Tan mediterráneo y eterno como el pañuelo negro en la cabeza, el luto unido indisolublemente al sexo (mejor a la negación del sexo), que me trae a la memoria algunas performances de Marina Abramovic, en las que temas como la feminidad, la fecundidad, la maternidad y la sexualidad se debanten y agitan.



Hay que mencionar a los actores. Asier Etxeandía encarna de forma absolutamente equina al centauro Quirón, narrador de la historia. Es un hombre convertido en caballo. Una intepretación memorable. Blanca Portillo está extraordinaria, en todos los registros, desde la ternura (jugando con sus hijos), hasta el desvarío, el odio, la furia o la sensualidad. Amor, pasión, odio, venganza, de una mujer expatriada, que traicionó a su padre y hermanos para seguir a Jasón y ayudarle a conquistar el poder ("el vellocino de oro"). La relación confusa entre hombre y mujer, la ambición de poder, la condición de exiliada de la mujer...todo ello se desarrolla ante nuestros ojos, más en un nivel irracional, de pulsiones, que propiamente discursivo. Importan las palabras, pero la tragedia se cuela a través de los sentidos. Movimiento, música, gritos. Es un teatro sensorial.
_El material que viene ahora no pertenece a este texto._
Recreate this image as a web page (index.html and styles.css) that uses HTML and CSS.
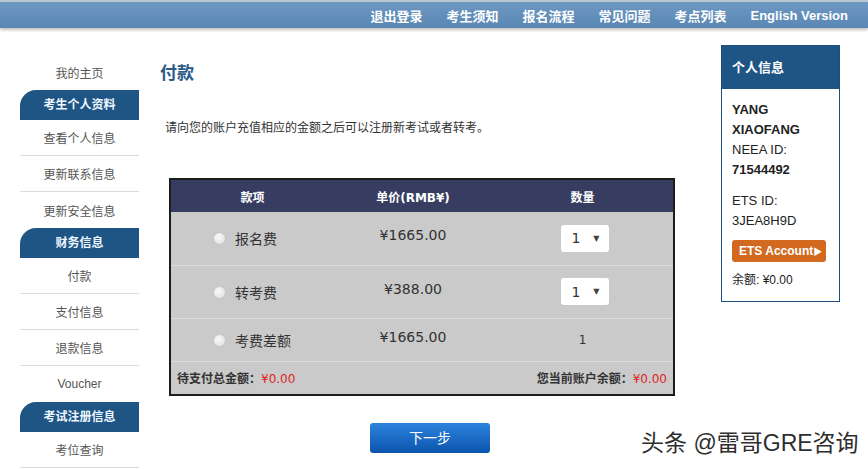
FILE: index.html
```html
<!DOCTYPE html>
<html lang="zh-CN">
<head>
    <meta charset="utf-8" />
    <title>付款</title>
    <link rel="stylesheet" href="styles.css">
</head>
<body>
    <!--顶部导航-->
    <div class="topbar">
        <a href="#">退出登录</a>
        <a href="#">考生须知</a>
        <a href="#">报名流程</a>
        <a href="#">常见问题</a>
        <a href="#">考点列表</a>
        <a href="#">English Version</a>
    </div>

    <div class="wrap">
        <!--左侧菜单-->
        <div class="sidebar">
            <ul>
                <li class="last"><a href="#">我的主页</a></li>
            </ul>
            <div class="side-title">考生个人资料</div>
            <ul>
                <li><a href="#">查看个人信息</a></li>
                <li><a href="#">更新联系信息</a></li>
                <li class="last"><a href="#">更新安全信息</a></li>
            </ul>
            <div class="side-title">财务信息</div>
            <ul>
                <li><a href="#">付款</a></li>
                <li><a href="#">支付信息</a></li>
                <li><a href="#">退款信息</a></li>
                <li class="last"><a href="#">Voucher</a></li>
            </ul>
            <div class="side-title">考试注册信息</div>
            <ul>
                <li><a href="#">考位查询</a></li>
            </ul>
        </div>

        <!--主体-->
        <div class="main">
            <h2 class="title">付款</h2>
            <p class="desc">请向您的账户充值相应的金额之后可以注册新考试或者转考。</p>
            <table class="pay">
                <colgroup>
                    <col class="c1">
                    <col class="c2">
                    <col class="c3">
                </colgroup>
                <tr>
                    <th>款项</th>
                    <th>单价(RMB¥)</th>
                    <th>数量</th>
                </tr>
                <tr class="row">
                    <td class="item"><span class="radio"></span>报名费</td>
                    <td class="price">¥1665.00</td>
                    <td><span class="select">1<i>▼</i></span></td>
                </tr>
                <tr class="row">
                    <td class="item"><span class="radio"></span>转考费</td>
                    <td class="price">¥388.00</td>
                    <td><span class="select">1<i>▼</i></span></td>
                </tr>
                <tr class="row short">
                    <td class="item"><span class="radio"></span>考费差额</td>
                    <td class="price">¥1665.00</td>
                    <td class="num">1</td>
                </tr>
                <tr class="foot">
                    <td colspan="3">
                        <div class="sum">
                            <span>待支付总金额：<em>¥0.00</em></span>
                            <span>您当前账户余额：<em>¥0.00</em></span>
                        </div>
                    </td>
                </tr>
            </table>
            <div class="next">
                <a href="#" class="btn">下一步</a>
            </div>
        </div>

        <!--个人信息-->
        <div class="info">
            <div class="info-title">个人信息</div>
            <div class="info-body">
                <p><b>YANG<br>XIAOFANG</b></p>
                <p>NEEA ID:</p>
                <p><b>71544492</b></p>
                <p class="gap">ETS ID:</p>
                <p>3JEA8H9D</p>
                <a href="#" class="ets">ETS Account<i>▶</i></a>
                <p class="balance">余额: ¥0.00</p>
            </div>
        </div>
    </div>

    <div class="mark">头条 @雷哥GRE咨询</div>
</body>
</html>
```

FILE: styles.css
```css
* {
    margin: 0;
    padding: 0
}

ul {
    list-style: none
}

a {
    text-decoration: none
}

body {
    width: 868px;
    height: 469px;
    overflow: hidden;
    position: relative;
    background-color: #fff;
    font-family: "Liberation Sans", "Noto Sans CJK SC", sans-serif;
    color: #222;
}

.topbar {
    height: 26px;
    border-top: 2px solid #b9c6d3;
    background: linear-gradient(#6c98c2, #5a87b3);
    box-shadow: 0 2px 3px rgba(0, 0, 0, 0.25);
    display: flex;
    justify-content: flex-end;
    align-items: center;
    gap: 24px;
    padding-right: 20px;
}

    .topbar a {
        color: #fff;
        font-size: 13px;
        font-weight: bold;
    }

.wrap {
    display: flex;
    padding: 0 28px 0 20px;
}

.sidebar {
    width: 119px;
    margin-top: 26px;
}

    .sidebar li {
        height: 35px;
        border-bottom: 1px solid #dcdcdc;
        display: flex;
        align-items: center;
        justify-content: center;
    }

        .sidebar li.last {
            height: 36px;
            border-bottom: none;
        }

        .sidebar li a {
            color: #555;
            font-size: 12px;
        }

.side-title {
    height: 30px;
    line-height: 30px;
    background-color: #1f5585;
    border-top-left-radius: 16px;
    color: #eef7ff;
    font-size: 12px;
    font-weight: bold;
    text-align: center;
}

.main {
    flex: 1;
    padding-left: 21px;
}

.title {
    margin-top: 34px;
    font-size: 17px;
    line-height: 24px;
    color: #2a5a88;
}

.desc {
    margin-top: 32px;
    padding-left: 5px;
    font-size: 12px;
    line-height: 20px;
    color: #333;
}

.pay {
    margin: 40px 0 0 9px;
    width: 506px;
    border-collapse: collapse;
    border: 2px solid #1c1c1c;
    background-color: #cacaca;
    font-family: "DejaVu Sans", "Noto Sans CJK SC", sans-serif;
    color: #333;
}

    .pay .c1 {
        width: 164px;
    }

    .pay .c2 {
        width: 158px;
    }

    .pay th {
        height: 32px;
        background-color: #363d61;
        color: #fff;
        font-size: 12px;
        font-weight: bold;
    }

    .pay td {
        text-align: center;
        vertical-align: middle;
    }

    .pay .row {
        height: 53px;
        border-bottom: 1px solid #dedede;
    }

    .pay .short {
        height: 43px;
    }

    .pay .item {
        text-align: left;
        padding-left: 42px;
        font-family: "Noto Sans CJK SC", sans-serif;
        font-size: 14px;
    }

    .pay .price {
        font-size: 14px;
        padding-bottom: 6px;
    }

    .pay .num {
        font-size: 12px;
    }

.radio {
    display: inline-block;
    width: 11px;
    height: 11px;
    margin-right: 9px;
    vertical-align: -1px;
    border-radius: 50%;
    border: 1px solid #c4c4c4;
    background: radial-gradient(circle at 40% 35%, #fafafa, #dcdcdc);
}

.select {
    display: inline-flex;
    align-items: center;
    justify-content: space-between;
    width: 48px;
    height: 27px;
    padding: 0 9px 0 11px;
    box-sizing: border-box;
    background-color: #fff;
    border-radius: 3px;
    font-size: 14px;
    margin-left: 4px;
}

    .select i {
        font-style: normal;
        font-size: 8px;
        color: #444;
    }

.pay .foot {
    height: 34px;
}

.sum {
    display: flex;
    justify-content: space-between;
    padding: 0 6px;
    font-family: "Noto Sans CJK SC", sans-serif;
    font-size: 12px;
    font-weight: bold;
    color: #333;
}

    .sum em {
        font-style: normal;
        font-weight: normal;
        font-family: "DejaVu Sans", sans-serif;
        color: #e02323;
    }

.next {
    margin-top: 27px;
    padding-right: 21px;
    display: flex;
    justify-content: center;
}

.btn {
    width: 120px;
    height: 30px;
    line-height: 30px;
    text-align: center;
    border-radius: 3px;
    background: linear-gradient(#2d83dc, #0b54ad);
    color: #fff;
    font-size: 14px;
}

.info {
    width: 117px;
    margin-top: 17px;
    align-self: flex-start;
    border: 1px solid #1f4f7e;
}

.info-title {
    height: 43px;
    line-height: 43px;
    padding-left: 10px;
    background-color: #1f5585;
    color: #fff;
    font-size: 13px;
    font-weight: bold;
}

.info-body {
    padding: 11px 10px 11px 10px;
    font-size: 13px;
    line-height: 20px;
}

    .info-body .gap {
        margin-top: 11px;
    }

.ets {
    display: inline-block;
    margin-top: 9px;
    width: 94px;
    height: 22px;
    line-height: 22px;
    box-sizing: border-box;
    padding-left: 7px;
    border-radius: 3px;
    background-color: #d2691f;
    color: #fff;
    font-size: 12px;
    font-weight: bold;
}

    .ets i {
        font-style: normal;
        font-size: 9px;
    }

.balance {
    margin-top: 8px;
    font-size: 12px;
}

.mark {
    position: absolute;
    left: 641px;
    top: 427px;
    font-size: 23px;
    line-height: 32px;
    color: #2e2e2e;
    text-shadow: 1px 1px 0 #fff, -1px 0 0 #fff;
}
```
Hemos abandonado el teatro a través de los vomitorios de piedra milenarios. Y yo me he quedado con unas palabras de Medea: mi espíritu ha seguido un camino contrario al de mi cuerpo; mi cuerpo ha sufrido el paso del tiempo, mientras mi espíritu es cada vez más joven.

Como en la Medea de Lars Von Trier, ésta de Pandur supone una revisión actual de la protagonista de Eurípides. La bruja homicida y brutal, el mal absoluto, deja paso a la mujer doliente, abrumada por el desamor y la soledad, extranjera en el exilio de su propio hogar, en el exilio de su propio sexo.

Esa mujer, cuyo espíritu vibra de amor, mientras su cuerpo envejece y deja de suscitar deseo. Y de ahí surge la pulsión de dar muerte a los hijos, como les dió la vida. Cuando el amor desaparece de la suya, ésta pierde sentido. Porque ella ya sólo puede vivir para el odio. Y no puede seguir siendo madre si ya no es amada. En los hijos mata el amor que todavía vive en ella. Ahí la tragedia.

De nuevo, una imagen de Marina Abramovic, en 1993, revive el drama del hijo en manos de la madre, roja de sangre.



Dar muerte a los propios hijos, desear no haberlos engendrado nunca, es un acto de supremo dolor, por tanto, y no de maldad.